::: Given information :::

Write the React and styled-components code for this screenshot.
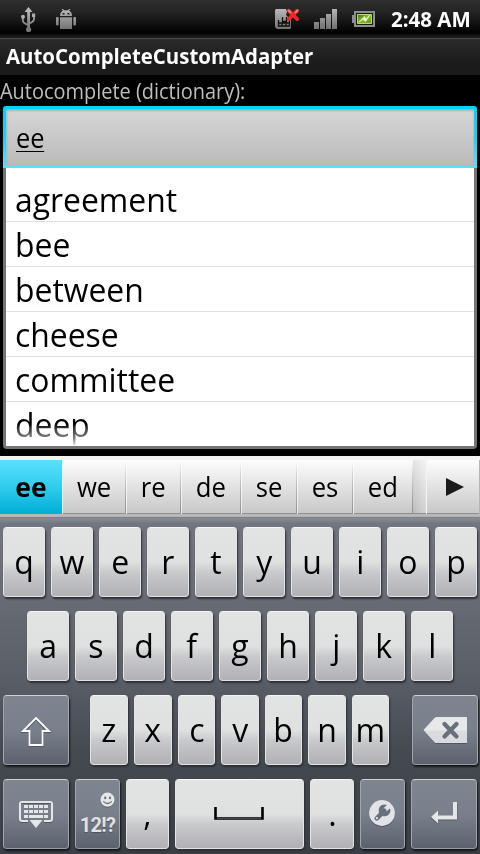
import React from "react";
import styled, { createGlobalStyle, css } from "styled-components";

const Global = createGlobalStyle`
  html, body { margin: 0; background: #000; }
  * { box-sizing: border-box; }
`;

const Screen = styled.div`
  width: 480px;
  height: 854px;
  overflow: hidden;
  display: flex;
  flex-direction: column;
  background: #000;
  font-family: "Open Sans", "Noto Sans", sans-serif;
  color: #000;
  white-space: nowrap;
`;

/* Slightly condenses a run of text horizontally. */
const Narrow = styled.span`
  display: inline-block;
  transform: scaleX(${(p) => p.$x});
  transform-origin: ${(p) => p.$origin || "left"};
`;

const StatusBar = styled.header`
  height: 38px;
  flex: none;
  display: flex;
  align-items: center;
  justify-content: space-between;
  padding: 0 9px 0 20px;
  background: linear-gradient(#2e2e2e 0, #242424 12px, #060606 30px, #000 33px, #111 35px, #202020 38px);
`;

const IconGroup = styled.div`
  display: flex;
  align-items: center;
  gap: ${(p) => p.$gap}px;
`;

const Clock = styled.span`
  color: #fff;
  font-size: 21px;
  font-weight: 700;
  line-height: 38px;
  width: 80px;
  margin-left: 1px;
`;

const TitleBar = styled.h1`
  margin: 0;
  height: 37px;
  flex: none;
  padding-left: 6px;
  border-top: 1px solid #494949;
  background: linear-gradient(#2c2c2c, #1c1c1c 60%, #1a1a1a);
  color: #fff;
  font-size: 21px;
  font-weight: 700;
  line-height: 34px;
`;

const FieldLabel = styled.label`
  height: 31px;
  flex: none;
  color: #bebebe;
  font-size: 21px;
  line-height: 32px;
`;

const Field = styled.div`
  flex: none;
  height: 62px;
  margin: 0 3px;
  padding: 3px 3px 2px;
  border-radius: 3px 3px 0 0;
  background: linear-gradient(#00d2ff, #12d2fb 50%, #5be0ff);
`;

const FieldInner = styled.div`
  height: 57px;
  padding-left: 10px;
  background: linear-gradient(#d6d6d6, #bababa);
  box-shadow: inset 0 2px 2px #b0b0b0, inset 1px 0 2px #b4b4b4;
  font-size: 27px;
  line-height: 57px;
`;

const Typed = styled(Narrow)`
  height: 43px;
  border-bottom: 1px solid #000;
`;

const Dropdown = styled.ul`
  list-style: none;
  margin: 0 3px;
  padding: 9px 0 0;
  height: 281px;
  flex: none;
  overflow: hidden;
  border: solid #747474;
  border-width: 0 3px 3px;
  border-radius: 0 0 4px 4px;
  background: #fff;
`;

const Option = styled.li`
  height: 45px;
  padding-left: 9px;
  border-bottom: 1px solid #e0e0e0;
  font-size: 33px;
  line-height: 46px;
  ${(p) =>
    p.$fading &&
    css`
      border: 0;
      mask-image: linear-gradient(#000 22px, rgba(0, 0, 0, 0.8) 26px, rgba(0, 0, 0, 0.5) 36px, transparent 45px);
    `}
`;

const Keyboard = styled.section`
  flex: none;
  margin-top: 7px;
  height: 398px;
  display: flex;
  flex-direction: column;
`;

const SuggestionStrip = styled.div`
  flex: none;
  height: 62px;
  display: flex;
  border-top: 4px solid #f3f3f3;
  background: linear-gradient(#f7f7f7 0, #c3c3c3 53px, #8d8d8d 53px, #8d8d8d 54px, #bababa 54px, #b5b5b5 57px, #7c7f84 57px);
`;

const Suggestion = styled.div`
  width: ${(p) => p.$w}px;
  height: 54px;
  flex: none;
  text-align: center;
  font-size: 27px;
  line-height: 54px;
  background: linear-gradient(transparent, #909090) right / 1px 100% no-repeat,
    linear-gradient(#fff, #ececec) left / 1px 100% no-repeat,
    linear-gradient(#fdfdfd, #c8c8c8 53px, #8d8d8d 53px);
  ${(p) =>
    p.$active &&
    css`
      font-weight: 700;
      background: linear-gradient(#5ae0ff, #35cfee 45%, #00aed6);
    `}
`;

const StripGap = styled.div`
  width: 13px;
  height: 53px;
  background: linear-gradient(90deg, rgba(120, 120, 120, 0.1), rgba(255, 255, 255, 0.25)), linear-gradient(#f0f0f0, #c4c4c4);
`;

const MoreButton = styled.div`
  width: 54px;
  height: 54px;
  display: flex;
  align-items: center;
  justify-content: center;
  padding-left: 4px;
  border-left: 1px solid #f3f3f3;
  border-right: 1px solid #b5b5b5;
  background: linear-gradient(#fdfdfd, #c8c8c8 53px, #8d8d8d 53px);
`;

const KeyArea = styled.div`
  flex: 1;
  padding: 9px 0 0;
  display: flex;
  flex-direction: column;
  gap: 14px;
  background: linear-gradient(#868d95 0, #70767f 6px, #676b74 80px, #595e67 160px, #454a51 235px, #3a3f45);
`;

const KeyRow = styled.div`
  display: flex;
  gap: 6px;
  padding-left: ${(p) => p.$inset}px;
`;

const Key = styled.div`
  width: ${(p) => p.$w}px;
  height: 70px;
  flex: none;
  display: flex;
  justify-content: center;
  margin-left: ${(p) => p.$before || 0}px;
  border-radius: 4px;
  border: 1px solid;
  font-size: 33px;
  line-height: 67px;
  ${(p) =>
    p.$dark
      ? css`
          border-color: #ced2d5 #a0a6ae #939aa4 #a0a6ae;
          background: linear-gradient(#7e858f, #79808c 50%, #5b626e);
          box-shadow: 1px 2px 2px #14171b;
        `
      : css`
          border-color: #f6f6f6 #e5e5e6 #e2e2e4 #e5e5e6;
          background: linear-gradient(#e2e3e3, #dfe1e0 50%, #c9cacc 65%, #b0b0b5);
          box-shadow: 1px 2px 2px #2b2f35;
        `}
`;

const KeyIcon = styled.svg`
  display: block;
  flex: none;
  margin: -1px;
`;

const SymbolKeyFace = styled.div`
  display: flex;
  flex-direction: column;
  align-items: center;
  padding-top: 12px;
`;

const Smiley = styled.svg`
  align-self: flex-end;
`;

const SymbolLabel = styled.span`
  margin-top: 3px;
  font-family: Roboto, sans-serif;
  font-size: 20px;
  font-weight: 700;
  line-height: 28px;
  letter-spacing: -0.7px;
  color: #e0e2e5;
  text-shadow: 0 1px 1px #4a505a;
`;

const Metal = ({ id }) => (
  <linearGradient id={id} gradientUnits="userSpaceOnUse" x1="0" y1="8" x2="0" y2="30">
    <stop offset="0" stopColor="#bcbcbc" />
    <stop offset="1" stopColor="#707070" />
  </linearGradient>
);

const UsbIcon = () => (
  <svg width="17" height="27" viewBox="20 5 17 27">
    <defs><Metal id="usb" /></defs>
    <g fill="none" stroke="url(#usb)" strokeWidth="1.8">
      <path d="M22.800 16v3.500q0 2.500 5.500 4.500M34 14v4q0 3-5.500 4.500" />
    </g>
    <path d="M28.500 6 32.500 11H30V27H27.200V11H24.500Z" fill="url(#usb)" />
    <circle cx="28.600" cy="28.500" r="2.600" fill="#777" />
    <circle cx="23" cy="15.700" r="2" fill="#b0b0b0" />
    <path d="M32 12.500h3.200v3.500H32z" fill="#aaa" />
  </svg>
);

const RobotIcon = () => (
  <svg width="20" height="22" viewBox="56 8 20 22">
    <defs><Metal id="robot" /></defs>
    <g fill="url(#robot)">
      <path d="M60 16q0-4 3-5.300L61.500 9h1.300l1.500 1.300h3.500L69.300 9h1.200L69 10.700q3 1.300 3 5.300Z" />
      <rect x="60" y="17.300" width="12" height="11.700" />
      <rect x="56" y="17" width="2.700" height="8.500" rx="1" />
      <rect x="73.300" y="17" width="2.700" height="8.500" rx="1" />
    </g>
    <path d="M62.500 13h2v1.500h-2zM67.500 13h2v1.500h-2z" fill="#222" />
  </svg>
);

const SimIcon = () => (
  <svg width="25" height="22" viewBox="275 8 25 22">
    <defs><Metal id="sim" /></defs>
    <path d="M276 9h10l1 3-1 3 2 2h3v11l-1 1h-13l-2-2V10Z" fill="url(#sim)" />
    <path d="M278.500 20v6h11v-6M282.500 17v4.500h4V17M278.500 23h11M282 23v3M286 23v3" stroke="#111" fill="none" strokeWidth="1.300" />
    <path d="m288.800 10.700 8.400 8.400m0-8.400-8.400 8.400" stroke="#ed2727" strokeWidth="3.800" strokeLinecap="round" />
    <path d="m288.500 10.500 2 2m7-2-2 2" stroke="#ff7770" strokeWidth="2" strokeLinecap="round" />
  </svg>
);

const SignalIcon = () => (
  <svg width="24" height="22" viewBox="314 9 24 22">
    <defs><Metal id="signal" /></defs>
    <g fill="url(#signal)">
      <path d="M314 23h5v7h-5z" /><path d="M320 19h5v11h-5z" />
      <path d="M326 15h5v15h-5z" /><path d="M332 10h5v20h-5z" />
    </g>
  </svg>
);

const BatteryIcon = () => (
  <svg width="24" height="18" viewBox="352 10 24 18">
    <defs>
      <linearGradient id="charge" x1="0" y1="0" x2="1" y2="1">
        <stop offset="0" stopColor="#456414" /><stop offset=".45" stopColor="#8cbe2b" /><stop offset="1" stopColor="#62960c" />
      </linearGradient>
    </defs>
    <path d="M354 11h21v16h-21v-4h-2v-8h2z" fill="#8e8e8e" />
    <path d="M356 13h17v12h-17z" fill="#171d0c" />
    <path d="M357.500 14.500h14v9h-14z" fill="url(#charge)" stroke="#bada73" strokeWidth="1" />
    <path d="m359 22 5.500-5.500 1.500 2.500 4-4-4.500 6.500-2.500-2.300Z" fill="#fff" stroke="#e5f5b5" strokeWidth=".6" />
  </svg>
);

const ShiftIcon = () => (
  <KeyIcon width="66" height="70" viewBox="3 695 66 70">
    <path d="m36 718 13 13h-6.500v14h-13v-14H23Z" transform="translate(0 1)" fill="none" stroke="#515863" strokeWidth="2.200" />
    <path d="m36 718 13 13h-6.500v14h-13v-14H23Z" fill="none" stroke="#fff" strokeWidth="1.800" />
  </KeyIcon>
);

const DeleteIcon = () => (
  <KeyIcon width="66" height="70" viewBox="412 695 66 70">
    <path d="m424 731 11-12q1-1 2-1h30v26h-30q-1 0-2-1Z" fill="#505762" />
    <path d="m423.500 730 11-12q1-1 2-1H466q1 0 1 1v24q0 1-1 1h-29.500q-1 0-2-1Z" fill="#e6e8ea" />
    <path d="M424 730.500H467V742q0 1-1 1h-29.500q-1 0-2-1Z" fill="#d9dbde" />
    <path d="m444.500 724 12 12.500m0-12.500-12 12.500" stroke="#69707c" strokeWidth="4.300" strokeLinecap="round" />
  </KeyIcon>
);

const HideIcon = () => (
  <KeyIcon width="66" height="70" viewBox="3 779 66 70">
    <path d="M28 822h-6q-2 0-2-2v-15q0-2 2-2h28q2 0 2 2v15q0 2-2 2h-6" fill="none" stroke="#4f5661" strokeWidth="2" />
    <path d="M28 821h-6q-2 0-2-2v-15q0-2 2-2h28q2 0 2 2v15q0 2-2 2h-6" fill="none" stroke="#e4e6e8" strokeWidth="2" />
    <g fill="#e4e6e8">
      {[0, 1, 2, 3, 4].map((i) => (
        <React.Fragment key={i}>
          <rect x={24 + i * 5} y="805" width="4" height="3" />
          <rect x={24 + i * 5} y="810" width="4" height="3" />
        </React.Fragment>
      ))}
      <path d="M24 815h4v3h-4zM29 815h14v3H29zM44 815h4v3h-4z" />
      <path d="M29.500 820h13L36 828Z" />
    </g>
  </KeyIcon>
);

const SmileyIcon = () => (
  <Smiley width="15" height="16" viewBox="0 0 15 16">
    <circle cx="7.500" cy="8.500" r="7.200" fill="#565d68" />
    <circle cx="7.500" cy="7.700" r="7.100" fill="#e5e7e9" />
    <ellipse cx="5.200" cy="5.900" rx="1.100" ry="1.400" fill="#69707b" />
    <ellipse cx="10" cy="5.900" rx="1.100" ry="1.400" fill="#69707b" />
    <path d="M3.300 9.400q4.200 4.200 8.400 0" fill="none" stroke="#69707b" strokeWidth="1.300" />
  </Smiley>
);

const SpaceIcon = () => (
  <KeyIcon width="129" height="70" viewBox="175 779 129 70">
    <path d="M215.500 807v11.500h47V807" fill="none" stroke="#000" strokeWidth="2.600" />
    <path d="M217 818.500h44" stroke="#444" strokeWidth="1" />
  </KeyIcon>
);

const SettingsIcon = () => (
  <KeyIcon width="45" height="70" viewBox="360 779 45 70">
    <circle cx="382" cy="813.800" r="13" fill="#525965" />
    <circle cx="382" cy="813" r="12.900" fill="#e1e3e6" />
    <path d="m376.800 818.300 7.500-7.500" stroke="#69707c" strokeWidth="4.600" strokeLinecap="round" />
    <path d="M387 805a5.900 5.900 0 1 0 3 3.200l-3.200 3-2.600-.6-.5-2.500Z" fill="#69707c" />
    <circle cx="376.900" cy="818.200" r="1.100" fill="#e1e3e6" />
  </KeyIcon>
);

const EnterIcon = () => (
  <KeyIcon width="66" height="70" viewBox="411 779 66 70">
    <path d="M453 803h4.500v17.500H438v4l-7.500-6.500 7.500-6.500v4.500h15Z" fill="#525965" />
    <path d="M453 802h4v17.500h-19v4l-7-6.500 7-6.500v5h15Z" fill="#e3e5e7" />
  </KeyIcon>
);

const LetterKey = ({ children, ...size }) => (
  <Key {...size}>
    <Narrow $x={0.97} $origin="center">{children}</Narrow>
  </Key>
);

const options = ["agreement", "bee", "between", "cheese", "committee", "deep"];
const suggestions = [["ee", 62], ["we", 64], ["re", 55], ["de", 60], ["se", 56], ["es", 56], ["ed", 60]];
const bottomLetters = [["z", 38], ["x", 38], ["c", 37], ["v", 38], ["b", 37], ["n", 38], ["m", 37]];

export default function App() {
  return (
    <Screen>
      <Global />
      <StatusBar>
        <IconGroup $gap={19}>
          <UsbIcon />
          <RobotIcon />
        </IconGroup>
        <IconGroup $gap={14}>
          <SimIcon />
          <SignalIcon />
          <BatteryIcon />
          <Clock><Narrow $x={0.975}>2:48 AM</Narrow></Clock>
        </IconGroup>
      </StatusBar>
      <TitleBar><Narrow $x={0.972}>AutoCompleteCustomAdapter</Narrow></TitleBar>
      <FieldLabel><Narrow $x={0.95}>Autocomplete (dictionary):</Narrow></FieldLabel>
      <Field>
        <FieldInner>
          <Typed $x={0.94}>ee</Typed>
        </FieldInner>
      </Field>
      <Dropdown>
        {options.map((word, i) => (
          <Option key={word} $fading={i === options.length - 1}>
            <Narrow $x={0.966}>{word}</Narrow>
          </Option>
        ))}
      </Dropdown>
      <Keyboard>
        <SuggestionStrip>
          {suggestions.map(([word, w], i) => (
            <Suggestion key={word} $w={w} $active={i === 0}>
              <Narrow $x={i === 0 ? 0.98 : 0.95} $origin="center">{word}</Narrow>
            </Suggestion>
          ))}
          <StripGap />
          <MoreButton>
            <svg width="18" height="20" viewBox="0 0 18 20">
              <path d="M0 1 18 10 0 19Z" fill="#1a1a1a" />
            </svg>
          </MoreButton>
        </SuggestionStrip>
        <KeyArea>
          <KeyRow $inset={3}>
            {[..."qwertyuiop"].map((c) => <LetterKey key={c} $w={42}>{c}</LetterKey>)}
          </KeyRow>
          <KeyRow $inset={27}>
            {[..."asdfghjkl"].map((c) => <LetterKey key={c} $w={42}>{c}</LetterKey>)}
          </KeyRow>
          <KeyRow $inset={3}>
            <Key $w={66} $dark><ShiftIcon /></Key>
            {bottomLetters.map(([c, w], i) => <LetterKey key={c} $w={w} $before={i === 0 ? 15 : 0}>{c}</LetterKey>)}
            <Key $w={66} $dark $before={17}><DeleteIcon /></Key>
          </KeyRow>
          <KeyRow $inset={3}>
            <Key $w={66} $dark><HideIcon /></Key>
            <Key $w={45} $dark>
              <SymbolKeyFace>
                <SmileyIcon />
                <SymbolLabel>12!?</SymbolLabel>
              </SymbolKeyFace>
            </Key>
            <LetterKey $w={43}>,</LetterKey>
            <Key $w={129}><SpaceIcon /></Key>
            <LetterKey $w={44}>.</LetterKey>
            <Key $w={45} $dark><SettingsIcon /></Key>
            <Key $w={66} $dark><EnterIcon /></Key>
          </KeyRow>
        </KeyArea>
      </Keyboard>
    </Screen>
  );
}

:::

▶ **Exercise**
Search the data above for the string "components" and return every line that has it.

▶ **Solution to this exercise**
Write the React and styled-components code for this screenshot.
import styled, { createGlobalStyle, css } from "styled-components";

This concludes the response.